Tüm dosya kapsamı bir bütün olarak değerlendirildiğinde;
Davanın trafik kazasında yaralanmadan ötürü uğranılan geçici ve kalıcı maluliyetten kaynaklanan maddi zararın, kazaya kusuru ile sebebiyet verdiği iddia olunan aracın plakası tespit edilemediğinden bahisle davalıdan tahsili istemine ilişkin olduğu, dava konusu kazanın 14/07/2007 tarihinde plakası ve sürücüsü tespit edilemeyen aracın davacı yaya …’a çarpması şeklinde meydana geldiği, kusur durumuna yönelik yaptırılan inceleme neticesinde, davacı yayanın gelen aracın hız durumunu dikkate almadan hatalı ve tehlikeli biçimde taşıt trafiğine ait kaplamaya kontrolsüz şekilde giriş yapmakla, kazanın meydana gelmesinde % 80 oranında kusurlu olduğunun, plakası tespit edilemeyen araç sürücüsünün ise olaya mani olmak bakımından gerekli fren ve direksiyon tedbirine başvurmamakla, dikkat ve özen yükümlülüğüne aykırı hareket ettiğinden % 20 oranında kusurlu olduğunun tespit edildiği, tespitin olayın meydana geliş şekli ve dosya kapsamı ile uyumlu olduğu, davacının dava konusu kazada yaralanmasından dolayı vücudunda oluşan daimi maluliyetin % 13 oranında olduğunun ve iyileşmesinin 6 ay süreceğinin tespit ve rapor edildiği, dava konusu kazanın meydana gelmesinde dolayısıyla davacının zararın oluşmasındaki kusur oranları, davacının geçici ve kalıcı iş göremezlik süre ve oranı göz önünde bulundurularak ve yasal asgari ücret uygulaması, davacının yaşı, bakiye ömrünün aktif ve pasif evreleri dikkate alındığında, TRH-2010 Yaşam Tablosu kullanılarak Progresif Rant Yöntemine göre davacının geçici iş görmezlik zararının 511,60 TL, sürekli iş göremezlik zararının ise 31.276,33 TL olduğunun hesap ve rapor edildiği, hesabın dosya kapsamı ve bilimsel veriler ile uyumlu, tarafsız ve denetime elverişli olduğu kanaatine varılmakla, ceza davasının TCK’nun 66/1-e maddesi uyarınca sekiz yıllık zamanaşımı süresine tabi olması; 2918 sayılı KTK’nun 109/2 maddesi uyarınca bu sürenin görülmekte olan maddi tazminat davası için de geçerli olması karşısında, davanın 13/07/2015 tarihinde, zamanaşımı süresi dolmadan açıldığı anlaşılmakla, davalının davacının geçici ve daimi maluliyet zararından sorumlu olduğu kanaatine varılmış, davacının davasının kabulüne ve 31.787,93 TL nın 14/07/2007 tarihinden itibaren işleyecek yasal faizi ile davalıdan alınarak davacıya ödenmesine dair aşağıdaki şekilde hüküm kurulmuştur.

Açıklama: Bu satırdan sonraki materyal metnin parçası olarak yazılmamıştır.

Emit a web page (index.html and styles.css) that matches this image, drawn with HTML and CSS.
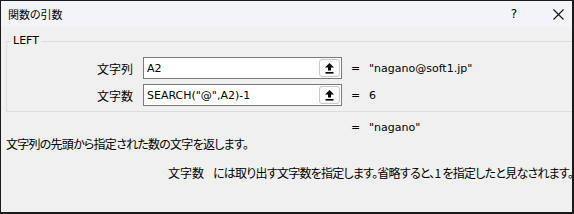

HÜKÜM: Gerekçesi yukarıda açıklandığı üzere;
1-Davacının davasının KABULÜNE, 31.787,93 TL nın 14/07/2007 tarihinden itibaren işleyecek yasal faizi ile davalıdan alınarak davacıya ödenmesine,
2-Harçlar tarifesi uyarınca alınması gereken 2.171,43 TL karar ve ilam harcından peşin alınan 108,00 TL harcın mahsubu ile bakiye 2.063,43‬ TL harcın davalıdan tahsil edilerek Hazineye gelir kaydına,
3-Davacı tarafından yatırılan 108,00 TL peşin harcın davalıdan tahsil edilerek davacı tarafa verilmesine,
4-Davacı tarafından yapılan 304,50 TL posta gideri ve 1.700 TL bilirkişi ücreti ve 400 TL adli tıp rapor masrafı toplamı 2.404,5‬0 TL yargılama giderinin davalıdan alınarak davacı tarafa verilmesine,
5-Davacı taraf duruşmalarda vekil ile temsil edildiğinden kabul edilen dava değeri itibariyle AAÜT uyarınca takdiren 4.768,19 TL vekalet ücretinin davalıdan tahsil edilerek davacı tarafa verilmesine,
6-Bakiye gider avansının karar kesinleştiğinde talep halinde yatıran tarafa iadesine,
dair davacı vekilinin yüzüne karşı davalı tarafın yokluğunda gerekçeli kararın tebliğinden itibaren 2 haftalık sürede İSTİNAF YOLU açık olmak üzere karar verildi. 12/10/2021

Katip … Hakim …
e-imzalıdır e-imzalıdır

“Bu belge 5070 Sayılı Kanun hükümlerince elektronik imza ile imzalanmıştır.”